Segundo Ana Cristina, mais de 20 grupos religiosos e integrantes de seitas realizam cerimônias no parque. ""As religiões afro-brasileiras são as que mais freqüentam a floresta. Fora eles, o parque abriga celebrações de bruxas, Santo Daime, ciganos e várias outras."
A região escolhida para o início do projeto foi o trecho de floresta localizado próximo à curva do ""S" no Alto da Boa Vista, zona norte da cidade, em área que pertence à Prefeitura do Rio.
O Espaço Sagrado, como é chamado oficialmente, é usado por religiosos há mais de 50 anos, mas está sendo preparado para receber oficialmente os cultos de maneira ecologicamente correta. Lixeiras, rampas para deficientes e uma ponte de acesso ao outro lado do rio serão instaladas na área.

Sujeira
Até agora, mais de oito toneladas de lixo já foram retiradas de lá. No início do ano, o cenário do Espaço Sagrado era de muita sujeira. O rio e as quedas d'água estavam completamente imundos, com restos de animais, garrafas quebradas e pedaços de roupas.
Dezenas de árvores centenárias já foram destruídas por velas. Elas estão sendo recuperadas, e os participantes do projeto constroem altares para protegê-las do fogo. Desde o mês passado, um voluntário trabalha diariamente no espaço. Ele o limpa e realiza uma pesquisa com os religiosos, que irá mapear os grupos.
""Dou um caminho final para o despacho, o que poderia ser feito pelas próprias pessoas que os realizam. Deixam tudo aqui e prejudicam os animais e os rios. As pessoas têm de se conscientizar. O dendê, o caruru e as bebidas alcoólicas não fazem parte da dieta de um animal. Já tivemos inúmeros casos de animais mortos por causa dessa alimentação", disse o baiano Aderbal Moreira Costa, pouco antes de um mico descer da árvore para pegar um doce de um dos despachos. Costa é sacerdote de um casa tradicional de candomblé.

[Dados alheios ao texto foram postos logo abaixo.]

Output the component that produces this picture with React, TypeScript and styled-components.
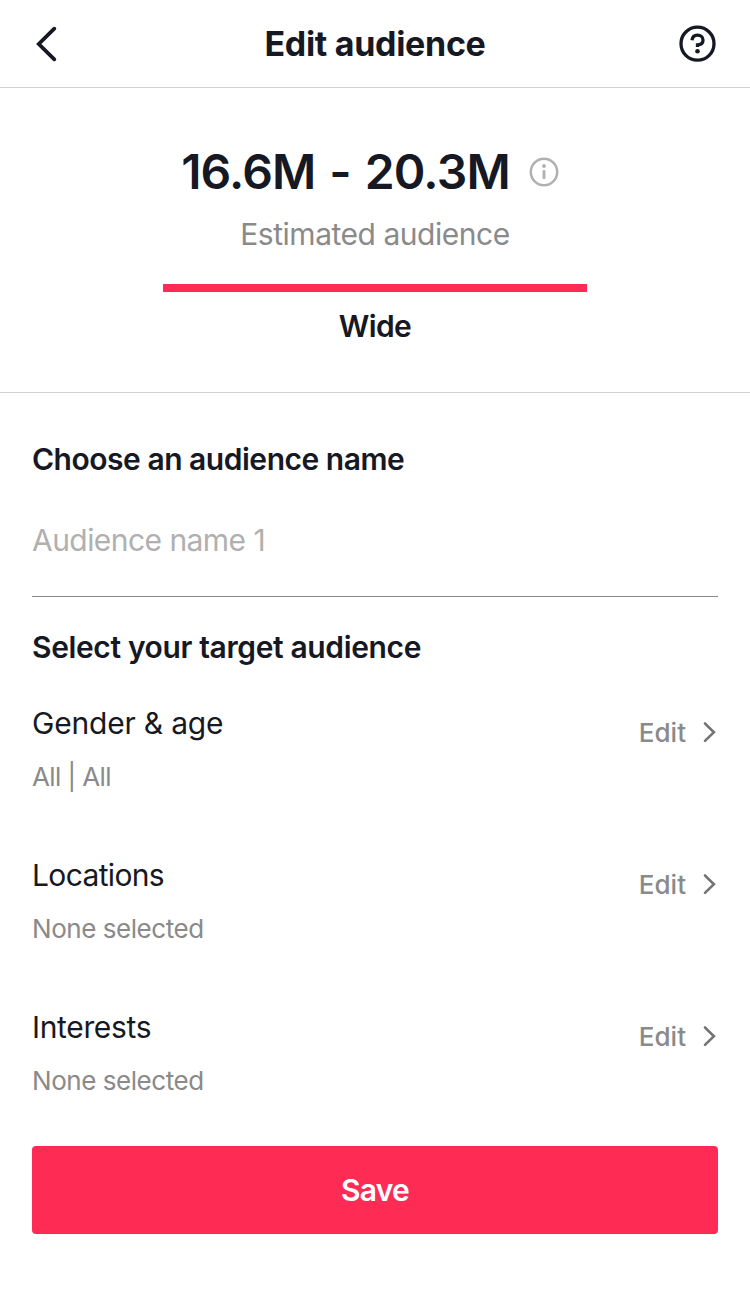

No Rio de Janeiro, já existem lugares para realizar cerimônias religiosas com privacidade, mas nenhum é público e tem essa preocupação com a ecologia.
""A intenção é garantir a liberdade religiosa deles, sem que a natureza sofra. A partir daí, poderemos também multar as pessoas que fazem culto dentro do parque. A legislação já nos permite, mas somos tolerantes com eles. Com o Espaço Sagrado em funcionamento, vamos mudar a nossa postura", afirmou Ana Cristina, a chefe do parque.